(Work to do): Everything in the data should be repeated exactly, save for the images.

-- start Information supplied --

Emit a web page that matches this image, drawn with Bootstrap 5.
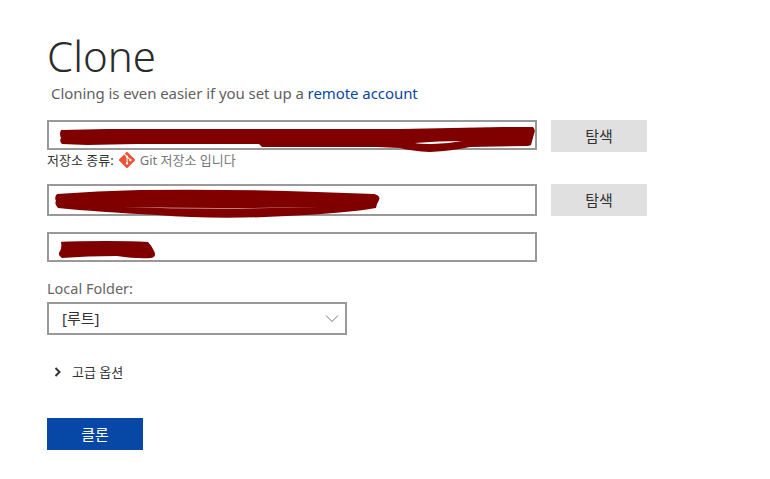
<!DOCTYPE html>
<html lang="ko">
<head>
  <meta charset="UTF-8">
  <meta name="viewport" content="width=device-width, initial-scale=1.0">
  <title>Clone</title>
  <link href="https://cdn.jsdelivr.net/npm/bootstrap@5.3.1/dist/css/bootstrap.min.css" rel="stylesheet">
  <style>
    body {
      font-family: "Noto Sans", "Noto Sans CJK KR", sans-serif;
      background-color: #fff;
      color: #333;
    }
    .clone-page {
      padding: 32px 0 0 47px;
    }
    .clone-title {
      font-size: 42px;
      font-weight: 300;
      line-height: 48px;
      color: #2b2b2b;
      margin: 0;
    }
    .clone-hint {
      font-size: 15px;
      line-height: 20px;
      letter-spacing: -0.07px;
      color: #5f5f5f;
      margin: 3px 0 17px 4px;
    }
    .clone-hint a {
      color: #0b47a1;
      text-decoration: none;
    }
    .field-row {
      gap: 14px;
    }
    .field-wrap {
      width: 490px;
    }
    .field-wrap .form-control,
    .folder-select {
      border: 2px solid #999;
      border-radius: 0;
      box-shadow: none;
    }
    .field-h30 .form-control {
      height: 30px;
    }
    .field-h32 .form-control {
      height: 32px;
    }
    .scribble {
      position: absolute;
      left: 0;
      top: 0;
      overflow: visible;
      pointer-events: none;
    }
    .browse-btn {
      width: 96px;
      height: 32px;
      padding: 0;
      border: 0;
      border-radius: 0;
      background-color: #e0e0e0;
      color: #333;
      font-size: 15px;
    }
    .repo-type {
      font-size: 13px;
      line-height: 16px;
      color: #333;
      height: 32px;
      gap: 5px;
    }
    .repo-type-note {
      color: #777;
    }
    .folder-label {
      font-size: 14.5px;
      line-height: 20px;
      color: #666;
      margin: 16px 0 4px;
    }
    .folder-select {
      width: 300px;
      height: 33px;
      padding: 0 30px 0 13px;
      font-size: 15px;
      color: #333;
      background-size: 14px 11px;
      background-position: right 6px center;
      background-image: url("data:image/svg+xml,%3csvg xmlns='http://www.w3.org/2000/svg' viewBox='0 0 14 8'%3e%3cpath fill='none' stroke='%23777' stroke-width='1' d='M1 1l6 6 6-6'/%3e%3c/svg%3e");
    }
    .advanced-toggle {
      font-size: 13px;
      line-height: 16px;
      color: #333;
      margin-top: 29px;
      padding-left: 7px;
      gap: 11px;
    }
    .clone-btn {
      width: 96px;
      height: 32px;
      padding: 0;
      margin-top: 38px;
      border: 0;
      border-radius: 0;
      background-color: #0747a6;
      color: #fff;
      font-size: 15px;
    }
  </style>
</head>
<body>
  <div class="clone-page">
    <h1 class="clone-title">Clone</h1>
    <p class="clone-hint">Cloning is even easier if you set up a <a href="#">remote account</a></p>

    <!-- Source -->
    <div class="d-flex align-items-start field-row">
      <div class="field-wrap field-h30 position-relative">
        <input type="text" class="form-control">
        <svg class="scribble" width="490" height="30" aria-hidden="true">
          <path fill="#800000" d="M14 10 L60 9 L132 9 L215 9 L353 9 L456 7 L486 7 Q489 10 487 14 L484 25 L481 26 L423 27 Q405 31 383 32 Q365 31 353 28 L330 27 L215 27 L212 24 L130 24 L90 24 L40 25 L15 24 Q12 21 14 18 Q12 14 14 10 Z"/>
          <path fill="#fff" d="M368 23 Q392 21 415 21 Q400 24 385 24 Q372 24 368 23 Z"/>
        </svg>
      </div>
      <button type="button" class="btn browse-btn">탐색</button>
    </div>
    <div class="d-flex align-items-start repo-type">
      <span>저장소 종류:</span>
      <svg width="16" height="16" viewBox="0 0 24 24" aria-hidden="true">
        <path fill="#f05033" d="M23.546 10.93L13.067.452c-.604-.603-1.582-.603-2.188 0L8.708 2.627l2.76 2.76c.645-.215 1.379-.07 1.889.441.516.515.658 1.258.438 1.9l2.658 2.66c.645-.223 1.387-.078 1.9.435.721.72.721 1.884 0 2.604-.719.719-1.881.719-2.6 0-.539-.541-.674-1.337-.404-1.996L12.86 8.955v6.525c.176.086.342.203.488.348.713.721.713 1.883 0 2.6-.719.721-1.889.721-2.609 0-.719-.719-.719-1.879 0-2.598.182-.18.387-.316.605-.406V8.835c-.217-.091-.424-.222-.6-.401-.545-.545-.676-1.342-.396-2.009L7.636 3.7.45 10.881c-.6.605-.6 1.584 0 2.189l10.48 10.477c.604.604 1.582.604 2.186 0l10.43-10.43c.605-.603.605-1.582 0-2.187"/>
      </svg>
      <span class="repo-type-note">Git 저장소 입니다</span>
    </div>

    <!-- Destination -->
    <div class="d-flex align-items-start field-row">
      <div class="field-wrap field-h32 position-relative">
        <input type="text" class="form-control">
        <svg class="scribble" width="490" height="32" aria-hidden="true">
          <path fill="#800000" d="M10 10 Q50 7 93 6 Q190 5 270 8 L327 10 Q334 12 332 16 Q330 19 329 24 Q300 29 240 32 Q170 36 110 31 Q50 28 11 24 Q7 20 9 17 Q7 13 10 10 Z"/>
          <path fill="#fff" d="M76 23 Q170 25 273 23 Q170 26 76 23 Z"/>
        </svg>
      </div>
      <button type="button" class="btn browse-btn">탐색</button>
    </div>

    <div class="field-wrap field-h30 position-relative mt-3">
      <input type="text" class="form-control">
      <svg class="scribble" width="490" height="30" aria-hidden="true">
        <path fill="#800000" d="M14 10 Q16 9 60 9 Q85 9 101 10 Q105 14 107 19 Q110 25 104 26 Q90 27 70 24 Q40 24 15 26 Q10 23 13 19 Q15 16 14 10 Z"/>
      </svg>
    </div>

    <!-- Local folder -->
    <div class="folder-label">Local Folder:</div>
    <select class="form-select folder-select">
      <option>[루트]</option>
    </select>

    <div class="d-flex align-items-center advanced-toggle">
      <svg width="7" height="10" viewBox="0 0 7 10" aria-hidden="true">
        <path fill="none" stroke="#333" stroke-width="2" d="M1.5 1l4 4-4 4"/>
      </svg>
      <span>고급 옵션</span>
    </div>

    <button type="button" class="btn d-block clone-btn">클론</button>
  </div>

  <script src="https://cdn.jsdelivr.net/npm/bootstrap@5.3.1/dist/js/bootstrap.bundle.min.js"></script>
</body>
</html>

-- end Information supplied --

(Result of this task):
Emit a web page that matches this image, drawn with Bootstrap 5.
<!DOCTYPE html>
<html lang="ko">
<head>
  <meta charset="UTF-8">
  <meta name="viewport" content="width=device-width, initial-scale=1.0">
  <title>Clone</title>
  <link href="https://cdn.jsdelivr.net/npm/bootstrap@5.3.1/dist/css/bootstrap.min.css" rel="stylesheet">
  <style>
    body {
      font-family: "Noto Sans", "Noto Sans CJK KR", sans-serif;
      background-color: #fff;
      color: #333;
    }
    .clone-page {
      padding: 32px 0 0 47px;
    }
    .clone-title {
      font-size: 42px;
      font-weight: 300;
      line-height: 48px;
      color: #2b2b2b;
      margin: 0;
    }
    .clone-hint {
      font-size: 15px;
      line-height: 20px;
      letter-spacing: -0.07px;
      color: #5f5f5f;
      margin: 3px 0 17px 4px;
    }
    .clone-hint a {
      color: #0b47a1;
      text-decoration: none;
    }
    .field-row {
      gap: 14px;
    }
    .field-wrap {
      width: 490px;
    }
    .field-wrap .form-control,
    .folder-select {
      border: 2px solid #999;
      border-radius: 0;
      box-shadow: none;
    }
    .field-h30 .form-control {
      height: 30px;
    }
    .field-h32 .form-control {
      height: 32px;
    }
    .scribble {
      position: absolute;
      left: 0;
      top: 0;
      overflow: visible;
      pointer-events: none;
    }
    .browse-btn {
      width: 96px;
      height: 32px;
      padding: 0;
      border: 0;
      border-radius: 0;
      background-color: #e0e0e0;
      color: #333;
      font-size: 15px;
    }
    .repo-type {
      font-size: 13px;
      line-height: 16px;
      color: #333;
      height: 32px;
      gap: 5px;
    }
    .repo-type-note {
      color: #777;
    }
    .folder-label {
      font-size: 14.5px;
      line-height: 20px;
      color: #666;
      margin: 16px 0 4px;
    }
    .folder-select {
      width: 300px;
      height: 33px;
      padding: 0 30px 0 13px;
      font-size: 15px;
      color: #333;
      background-size: 14px 11px;
      background-position: right 6px center;
      background-image: url("data:image/svg+xml,%3csvg xmlns='http://www.w3.org/2000/svg' viewBox='0 0 14 8'%3e%3cpath fill='none' stroke='%23777' stroke-width='1' d='M1 1l6 6 6-6'/%3e%3c/svg%3e");
    }
    .advanced-toggle {
      font-size: 13px;
      line-height: 16px;
      color: #333;
      margin-top: 29px;
      padding-left: 7px;
      gap: 11px;
    }
    .clone-btn {
      width: 96px;
      height: 32px;
      padding: 0;
      margin-top: 38px;
      border: 0;
      border-radius: 0;
      background-color: #0747a6;
      color: #fff;
      font-size: 15px;
    }
  </style>
</head>
<body>
  <div class="clone-page">
    <h1 class="clone-title">Clone</h1>
    <p class="clone-hint">Cloning is even easier if you set up a <a href="#">remote account</a></p>

    <!-- Source -->
    <div class="d-flex align-items-start field-row">
      <div class="field-wrap field-h30 position-relative">
        <input type="text" class="form-control">
        <svg class="scribble" width="490" height="30" aria-hidden="true">
          <path fill="#800000" d="M14 10 L60 9 L132 9 L215 9 L353 9 L456 7 L486 7 Q489 10 487 14 L484 25 L481 26 L423 27 Q405 31 383 32 Q365 31 353 28 L330 27 L215 27 L212 24 L130 24 L90 24 L40 25 L15 24 Q12 21 14 18 Q12 14 14 10 Z"/>
          <path fill="#fff" d="M368 23 Q392 21 415 21 Q400 24 385 24 Q372 24 368 23 Z"/>
        </svg>
      </div>
      <button type="button" class="btn browse-btn">탐색</button>
    </div>
    <div class="d-flex align-items-start repo-type">
      <span>저장소 종류:</span>
      <svg width="16" height="16" viewBox="0 0 24 24" aria-hidden="true">
        <path fill="#f05033" d="M23.546 10.93L13.067.452c-.604-.603-1.582-.603-2.188 0L8.708 2.627l2.76 2.76c.645-.215 1.379-.07 1.889.441.516.515.658 1.258.438 1.9l2.658 2.66c.645-.223 1.387-.078 1.9.435.721.72.721 1.884 0 2.604-.719.719-1.881.719-2.6 0-.539-.541-.674-1.337-.404-1.996L12.86 8.955v6.525c.176.086.342.203.488.348.713.721.713 1.883 0 2.6-.719.721-1.889.721-2.609 0-.719-.719-.719-1.879 0-2.598.182-.18.387-.316.605-.406V8.835c-.217-.091-.424-.222-.6-.401-.545-.545-.676-1.342-.396-2.009L7.636 3.7.45 10.881c-.6.605-.6 1.584 0 2.189l10.48 10.477c.604.604 1.582.604 2.186 0l10.43-10.43c.605-.603.605-1.582 0-2.187"/>
      </svg>
      <span class="repo-type-note">Git 저장소 입니다</span>
    </div>

    <!-- Destination -->
    <div class="d-flex align-items-start field-row">
      <div class="field-wrap field-h32 position-relative">
        <input type="text" class="form-control">
        <svg class="scribble" width="490" height="32" aria-hidden="true">
          <path fill="#800000" d="M10 10 Q50 7 93 6 Q190 5 270 8 L327 10 Q334 12 332 16 Q330 19 329 24 Q300 29 240 32 Q170 36 110 31 Q50 28 11 24 Q7 20 9 17 Q7 13 10 10 Z"/>
          <path fill="#fff" d="M76 23 Q170 25 273 23 Q170 26 76 23 Z"/>
        </svg>
      </div>
      <button type="button" class="btn browse-btn">탐색</button>
    </div>

    <div class="field-wrap field-h30 position-relative mt-3">
      <input type="text" class="form-control">
      <svg class="scribble" width="490" height="30" aria-hidden="true">
        <path fill="#800000" d="M14 10 Q16 9 60 9 Q85 9 101 10 Q105 14 107 19 Q110 25 104 26 Q90 27 70 24 Q40 24 15 26 Q10 23 13 19 Q15 16 14 10 Z"/>
      </svg>
    </div>

    <!-- Local folder -->
    <div class="folder-label">Local Folder:</div>
    <select class="form-select folder-select">
      <option>[루트]</option>
    </select>

    <div class="d-flex align-items-center advanced-toggle">
      <svg width="7" height="10" viewBox="0 0 7 10" aria-hidden="true">
        <path fill="none" stroke="#333" stroke-width="2" d="M1.5 1l4 4-4 4"/>
      </svg>
      <span>고급 옵션</span>
    </div>

    <button type="button" class="btn d-block clone-btn">클론</button>
  </div>

  <script src="https://cdn.jsdelivr.net/npm/bootstrap@5.3.1/dist/js/bootstrap.bundle.min.js"></script>
</body>
</html>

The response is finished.